◆ **Problem**:
Go through the data below and gather each line containing "React".

◆ **Collected material**:
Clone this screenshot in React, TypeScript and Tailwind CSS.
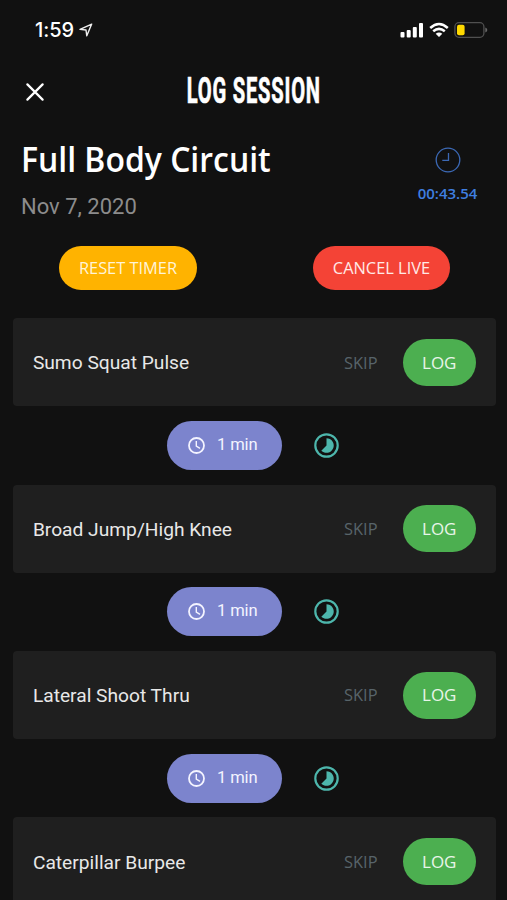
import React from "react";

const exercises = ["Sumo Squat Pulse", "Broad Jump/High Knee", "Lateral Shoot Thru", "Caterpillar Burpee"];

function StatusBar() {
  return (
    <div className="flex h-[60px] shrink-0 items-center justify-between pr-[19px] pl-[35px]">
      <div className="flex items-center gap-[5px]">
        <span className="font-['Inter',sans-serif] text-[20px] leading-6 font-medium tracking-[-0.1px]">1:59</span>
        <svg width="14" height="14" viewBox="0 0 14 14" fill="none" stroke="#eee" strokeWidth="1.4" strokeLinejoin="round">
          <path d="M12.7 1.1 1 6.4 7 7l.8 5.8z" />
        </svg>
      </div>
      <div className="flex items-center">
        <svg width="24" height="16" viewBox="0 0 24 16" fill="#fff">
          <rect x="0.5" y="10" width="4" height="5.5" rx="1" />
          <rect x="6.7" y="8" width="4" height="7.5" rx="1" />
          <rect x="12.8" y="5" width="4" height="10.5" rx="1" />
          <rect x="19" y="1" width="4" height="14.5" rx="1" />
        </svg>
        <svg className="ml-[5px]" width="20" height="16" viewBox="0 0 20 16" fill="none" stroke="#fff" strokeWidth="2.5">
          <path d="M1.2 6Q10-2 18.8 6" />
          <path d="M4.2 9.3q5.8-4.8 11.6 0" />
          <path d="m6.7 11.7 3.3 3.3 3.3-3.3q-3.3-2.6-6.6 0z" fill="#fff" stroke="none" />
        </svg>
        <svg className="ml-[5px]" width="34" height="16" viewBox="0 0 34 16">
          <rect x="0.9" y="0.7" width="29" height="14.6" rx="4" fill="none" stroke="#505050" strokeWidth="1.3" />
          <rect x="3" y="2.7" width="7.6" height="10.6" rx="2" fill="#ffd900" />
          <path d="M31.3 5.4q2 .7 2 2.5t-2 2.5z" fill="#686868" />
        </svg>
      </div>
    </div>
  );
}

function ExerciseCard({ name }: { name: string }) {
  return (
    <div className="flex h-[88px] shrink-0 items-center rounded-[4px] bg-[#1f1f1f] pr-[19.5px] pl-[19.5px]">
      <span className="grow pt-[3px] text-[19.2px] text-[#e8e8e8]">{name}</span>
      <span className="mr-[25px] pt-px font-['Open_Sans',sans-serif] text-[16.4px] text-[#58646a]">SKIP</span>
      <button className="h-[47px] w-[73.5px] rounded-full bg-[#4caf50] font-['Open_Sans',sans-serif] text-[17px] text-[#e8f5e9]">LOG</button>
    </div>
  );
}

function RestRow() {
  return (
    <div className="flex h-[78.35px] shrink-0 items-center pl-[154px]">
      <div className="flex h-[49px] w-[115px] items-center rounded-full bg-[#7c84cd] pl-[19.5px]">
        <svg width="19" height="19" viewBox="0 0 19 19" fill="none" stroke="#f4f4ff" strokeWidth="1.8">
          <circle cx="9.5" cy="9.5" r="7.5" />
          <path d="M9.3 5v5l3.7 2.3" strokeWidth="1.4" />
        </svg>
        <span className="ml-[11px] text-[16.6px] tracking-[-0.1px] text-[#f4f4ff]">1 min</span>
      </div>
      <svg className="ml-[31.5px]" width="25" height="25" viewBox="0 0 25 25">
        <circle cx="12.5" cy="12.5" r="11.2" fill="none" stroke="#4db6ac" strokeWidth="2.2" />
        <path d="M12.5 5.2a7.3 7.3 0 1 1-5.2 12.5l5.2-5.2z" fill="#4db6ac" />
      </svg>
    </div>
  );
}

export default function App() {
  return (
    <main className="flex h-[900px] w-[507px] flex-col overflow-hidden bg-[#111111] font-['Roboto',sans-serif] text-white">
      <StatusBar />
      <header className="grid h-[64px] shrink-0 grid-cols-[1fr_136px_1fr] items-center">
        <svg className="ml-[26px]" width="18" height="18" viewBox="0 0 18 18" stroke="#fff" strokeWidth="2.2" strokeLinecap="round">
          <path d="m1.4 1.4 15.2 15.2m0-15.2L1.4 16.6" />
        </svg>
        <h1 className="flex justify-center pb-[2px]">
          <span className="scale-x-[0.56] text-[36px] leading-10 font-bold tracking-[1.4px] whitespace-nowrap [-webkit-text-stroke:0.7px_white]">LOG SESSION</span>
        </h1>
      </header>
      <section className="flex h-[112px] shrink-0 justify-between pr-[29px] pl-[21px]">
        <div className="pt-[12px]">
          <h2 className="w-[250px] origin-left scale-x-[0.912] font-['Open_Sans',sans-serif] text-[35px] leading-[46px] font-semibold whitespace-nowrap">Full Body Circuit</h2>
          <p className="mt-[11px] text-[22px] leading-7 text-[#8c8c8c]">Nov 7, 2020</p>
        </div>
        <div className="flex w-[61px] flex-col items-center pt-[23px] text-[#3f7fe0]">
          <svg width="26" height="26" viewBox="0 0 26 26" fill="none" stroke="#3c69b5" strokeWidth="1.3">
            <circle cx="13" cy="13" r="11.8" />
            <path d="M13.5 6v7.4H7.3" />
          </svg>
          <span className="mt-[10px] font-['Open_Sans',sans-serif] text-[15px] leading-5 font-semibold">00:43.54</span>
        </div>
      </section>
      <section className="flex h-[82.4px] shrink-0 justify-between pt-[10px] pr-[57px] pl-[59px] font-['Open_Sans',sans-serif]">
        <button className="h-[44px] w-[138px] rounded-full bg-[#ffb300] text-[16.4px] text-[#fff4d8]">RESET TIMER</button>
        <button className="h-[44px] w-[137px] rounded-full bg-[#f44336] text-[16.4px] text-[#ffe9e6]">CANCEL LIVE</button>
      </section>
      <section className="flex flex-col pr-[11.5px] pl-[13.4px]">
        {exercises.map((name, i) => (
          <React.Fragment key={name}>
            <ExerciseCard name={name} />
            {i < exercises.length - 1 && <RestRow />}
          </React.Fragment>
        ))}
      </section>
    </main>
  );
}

◆ **Result of the exercise**:
Clone this screenshot in React, TypeScript and Tailwind CSS.
import React from "react";
          <React.Fragment key={name}>
          </React.Fragment>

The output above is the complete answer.